Birmingham noted that “the celebrated ‘rural character,’ so carefully preserved, does not make a particularly good place to raise teen-age children.”

It has been said — albeit facetiously — that if all the students in Westport’s luxurious Staples High School who have sampled marijuana and other drugs were expelled, there would be no school to run….

On the streets of Westport after school, a group very much resembling Greenwich Village hippies hangs out, looking bored and disaffected. There have been incidents of vandalism and breaking and entering — all laid to teenage boredom.

To ease the problems of isolation, Birmingham said, many parents give their kids their own telephones, cars — and charge accounts with taxi companies.

Bored Westport teenagers -- just like those described in Holiday magazine -- hang out in the library park ("Needle Park") on the corner of Main Street and the Post Road.

But, Birmingham concluded, “for all its shortcomings, Fairfield County is, to those who love it, a very special sort of place. They regard it with a special affection very close to love.”
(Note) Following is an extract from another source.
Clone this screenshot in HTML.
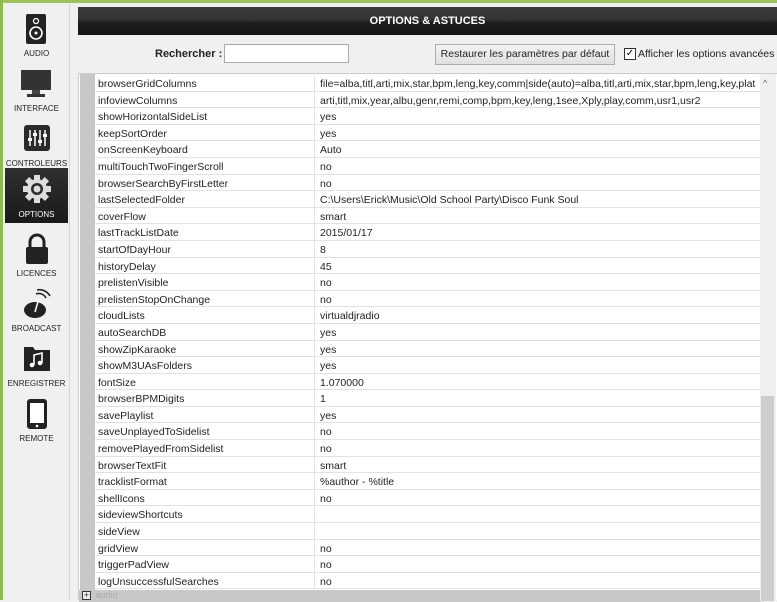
<!DOCTYPE html>
<html><head><meta charset="utf-8">
<style>
*{box-sizing:border-box;margin:0;padding:0}
body{width:777px;height:600px;overflow:hidden;background:#f0f0f0;font-family:"Liberation Sans",Arial,sans-serif;position:relative}
.gl{position:absolute;left:0;top:0;width:3px;height:600px;background:#8fba4e}
.gt{position:absolute;left:0;top:0;width:777px;height:3px;background:#9fc25e}
.side{position:absolute;left:3px;top:3px;width:67px;height:597px;background:#f0f0f0;border-right:1px solid #d6d6d6}
.it{position:absolute;left:2px;width:63px;height:55px;text-align:center;font-size:8px;color:#222}
.it .lb{position:absolute;left:0;right:0;bottom:4px}
.it.sel{background:linear-gradient(#2f2f2f,#1a1a1a);color:#fff}
.it svg{position:absolute;left:19px;top:6px}
.hdr{position:absolute;left:78px;top:7px;width:699px;height:28px;background:linear-gradient(#3c3c3c 0,#333 45%,#1c1c1c 55%,#161616);color:#fff;font-weight:bold;font-size:11px;text-align:center;line-height:28px}
.rl{position:absolute;left:155px;top:48px;font-size:11px;font-weight:bold;color:#222}
.inp{position:absolute;left:224px;top:44px;width:125px;height:19px;background:#fff;border:1px solid #aaa}
.btn{position:absolute;left:435px;top:44px;width:180px;height:21px;background:linear-gradient(#f4f4f4,#e0e0e0);border:1px solid #adadad;font-size:10.5px;color:#222;text-align:center;line-height:19px;white-space:nowrap;overflow:hidden}
.cb{position:absolute;left:624px;top:48px;width:12px;height:12px;border:1px solid #333;background:#fff;font-size:10px;line-height:10px;text-align:center}
.cl{position:absolute;left:638px;top:48px;font-size:10.5px;color:#222;white-space:nowrap}
.tbl{position:absolute;left:78px;top:73px;width:699px;height:527px;background:#fff;border-top:1px solid #ccc;border-left:1px solid #ccc}
.gc{position:absolute;left:1px;top:0;width:15px;height:527px;background:#c8c8c8}
.rows{position:absolute;left:16px;top:1px;width:666px}
.r{height:16.6px;border-bottom:1.5px solid #e2e2e2;font-size:10.5px;color:#222;line-height:18px;position:relative;white-space:nowrap;overflow:hidden}
.r .n{position:absolute;left:3px;top:0}
.r .v{position:absolute;left:219px;top:0;padding-left:5px;border-left:1px solid #e2e2e2;height:16px;width:447px}
.sb{position:absolute;left:681px;top:0;width:16px;height:527px;background:#f0f0f0}
.th{position:absolute;left:1px;top:322px;width:13px;height:205px;background:#cdcdcd}
.ft{position:absolute;left:0;top:516px;width:682px;height:12px;background:#c8c8c8;font-size:9px;color:#aaa}
</style></head><body>
<div class="gt"></div><div class="gl"></div>
<div class="side">
 <div class="it" style="top:4px"><svg width="24" height="32" viewBox="0 0 24 32"><rect x="2" y="1" width="20" height="30" rx="2" fill="#222"/><circle cx="12" cy="8" r="2.5" fill="none" stroke="#fff" stroke-width="1.3"/><circle cx="12" cy="20" r="6" fill="none" stroke="#fff" stroke-width="1.6"/><circle cx="12" cy="20" r="1.5" fill="#fff"/></svg><div class="lb">AUDIO</div></div>
 <div class="it" style="top:59px"><svg width="30" height="32" viewBox="0 0 30 32" style="left:16px"><rect x="0" y="2" width="30" height="20" fill="#333"/><rect x="11" y="22" width="8" height="4" fill="#444"/><rect x="6" y="26" width="18" height="3" fill="#333"/></svg><div class="lb">INTERFACE</div></div>
 <div class="it" style="top:114px"><svg width="26" height="30" viewBox="0 0 26 30"><rect x="0" y="2" width="26" height="26" rx="3" fill="#2a2a2a"/><g stroke="#fff" stroke-width="1.5"><line x1="6" y1="7" x2="6" y2="23"/><line x1="11" y1="7" x2="11" y2="23"/><line x1="16" y1="7" x2="16" y2="23"/><line x1="21" y1="7" x2="21" y2="23"/></g><g fill="#fff"><rect x="4" y="15" width="4" height="3"/><rect x="9" y="10" width="4" height="3"/><rect x="14" y="17" width="4" height="3"/><rect x="19" y="11" width="4" height="3"/></g></svg><div class="lb">CONTROLEURS</div></div>
 <div class="it sel" style="top:165px"><svg width="30" height="30" viewBox="0 0 30 30" style="left:17px"><g fill="#ddd"><circle cx="15" cy="15" r="10"/><g><rect x="12" y="1" width="6" height="28"/><rect x="1" y="12" width="28" height="6"/><rect x="12" y="1" width="6" height="28" transform="rotate(45 15 15)"/><rect x="12" y="1" width="6" height="28" transform="rotate(-45 15 15)"/></g></g><circle cx="15" cy="15" r="6" fill="#2a2a2a"/><circle cx="15" cy="15" r="3.5" fill="#ddd"/></svg><div class="lb">OPTIONS</div></div>
 <div class="it" style="top:224px"><svg width="26" height="32" viewBox="0 0 26 32"><path d="M6 14V9a7 7 0 0 1 14 0v5" fill="none" stroke="#222" stroke-width="3"/><rect x="2" y="14" width="22" height="17" rx="2" fill="#222"/></svg><div class="lb">LICENCES</div></div>
 <div class="it" style="top:279px"><svg width="30" height="32" viewBox="0 0 30 32" style="left:17px"><ellipse cx="13" cy="22" rx="11" ry="8" fill="#222"/><line x1="13" y1="24" x2="17" y2="10" stroke="#fff" stroke-width="1.5"/><path d="M14 6a8 8 0 0 1 10 4M15 2a12 12 0 0 1 13 6" fill="none" stroke="#222" stroke-width="1.6"/></svg><div class="lb">BROADCAST</div></div>
 <div class="it" style="top:334px"><svg width="28" height="30" viewBox="0 0 28 30" style="left:18px"><path d="M1 4h9l2 3h15v21H1z" fill="#222"/><path d="M11 22V12l8-2v10" fill="none" stroke="#fff" stroke-width="1.6"/><circle cx="9" cy="22" r="2.3" fill="#fff"/><circle cx="17" cy="20" r="2.3" fill="#fff"/></svg><div class="lb">ENREGISTRER</div></div>
 <div class="it" style="top:389px"><svg width="24" height="32" viewBox="0 0 24 32" style="left:20px"><rect x="2" y="1" width="20" height="30" rx="3" fill="#222"/><rect x="5" y="5" width="14" height="20" fill="#fff"/><circle cx="12" cy="28" r="1.3" fill="#fff"/></svg><div class="lb">REMOTE</div></div>
</div>
<div class="hdr">OPTIONS &amp; ASTUCES</div>
<div class="rl">Rechercher :</div><div class="inp"></div>
<div class="btn">Restaurer les paramètres par défaut</div>
<div class="cb">✓</div><div class="cl">Afficher les options avancées</div>
<div class="tbl">
<div class="gc"></div>
<div class="rows">
<div class="r"><span class="n">browserGridColumns</span><span class="v">file=alba,titl,arti,mix,star,bpm,leng,key,comm|side(auto)=alba,titl,arti,mix,star,bpm,leng,key,plat</span></div>
<div class="r"><span class="n">infoviewColumns</span><span class="v">arti,titl,mix,year,albu,genr,remi,comp,bpm,key,leng,1see,Xply,play,comm,usr1,usr2</span></div>
<div class="r"><span class="n">showHorizontalSideList</span><span class="v">yes</span></div>
<div class="r"><span class="n">keepSortOrder</span><span class="v">yes</span></div>
<div class="r"><span class="n">onScreenKeyboard</span><span class="v">Auto</span></div>
<div class="r"><span class="n">multiTouchTwoFingerScroll</span><span class="v">no</span></div>
<div class="r"><span class="n">browserSearchByFirstLetter</span><span class="v">no</span></div>
<div class="r"><span class="n">lastSelectedFolder</span><span class="v">C:\Users\Erick\Music\Old School Party\Disco Funk Soul</span></div>
<div class="r"><span class="n">coverFlow</span><span class="v">smart</span></div>
<div class="r"><span class="n">lastTrackListDate</span><span class="v">2015/01/17</span></div>
<div class="r"><span class="n">startOfDayHour</span><span class="v">8</span></div>
<div class="r"><span class="n">historyDelay</span><span class="v">45</span></div>
<div class="r"><span class="n">prelistenVisible</span><span class="v">no</span></div>
<div class="r"><span class="n">prelistenStopOnChange</span><span class="v">no</span></div>
<div class="r"><span class="n">cloudLists</span><span class="v">virtualdjradio</span></div>
<div class="r"><span class="n">autoSearchDB</span><span class="v">yes</span></div>
<div class="r"><span class="n">showZipKaraoke</span><span class="v">yes</span></div>
<div class="r"><span class="n">showM3UAsFolders</span><span class="v">yes</span></div>
<div class="r"><span class="n">fontSize</span><span class="v">1.070000</span></div>
<div class="r"><span class="n">browserBPMDigits</span><span class="v">1</span></div>
<div class="r"><span class="n">savePlaylist</span><span class="v">yes</span></div>
<div class="r"><span class="n">saveUnplayedToSidelist</span><span class="v">no</span></div>
<div class="r"><span class="n">removePlayedFromSidelist</span><span class="v">no</span></div>
<div class="r"><span class="n">browserTextFit</span><span class="v">smart</span></div>
<div class="r"><span class="n">tracklistFormat</span><span class="v">%author - %title</span></div>
<div class="r"><span class="n">shellIcons</span><span class="v">no</span></div>
<div class="r"><span class="n">sideviewShortcuts</span><span class="v"></span></div>
<div class="r"><span class="n">sideView</span><span class="v"></span></div>
<div class="r"><span class="n">gridView</span><span class="v">no</span></div>
<div class="r"><span class="n">triggerPadView</span><span class="v">no</span></div>
<div class="r"><span class="n">logUnsuccessfulSearches</span><span class="v">no</span></div>
</div>
<div class="ft"><span style="display:inline-block;width:9px;height:9px;border:1px solid #333;margin:1px 2px 0 3px;font-size:9px;line-height:7px;color:#333;text-align:center;background:#eee">+</span> audio</div>
<div class="sb"><div style="position:absolute;left:3px;top:4px;font-size:9px;color:#666">^</div><div class="th"></div></div>
</div>
</body></html>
Reading about that type of place — in 1969 — John and Jeri Skinner were attracted to Westport.

Holiday Magazine is long gone. Westport is no longer an artists’ colony, and in the intervening years the Skinners not only formed B3, but grew it into a huge organization and then gave up its reins.

Some things have not changed. Zoning and transportation remain huge issues; so does teenage boredom.

It’s interesting to look back, and re-read one travel writer’s view of us 43 years ago.

And it’s interesting too to speculate on the chance effect one magazine story had, on one couple from California. They read that piece, were intrigued by our town, moved here — and made it their home for the rest of their lives.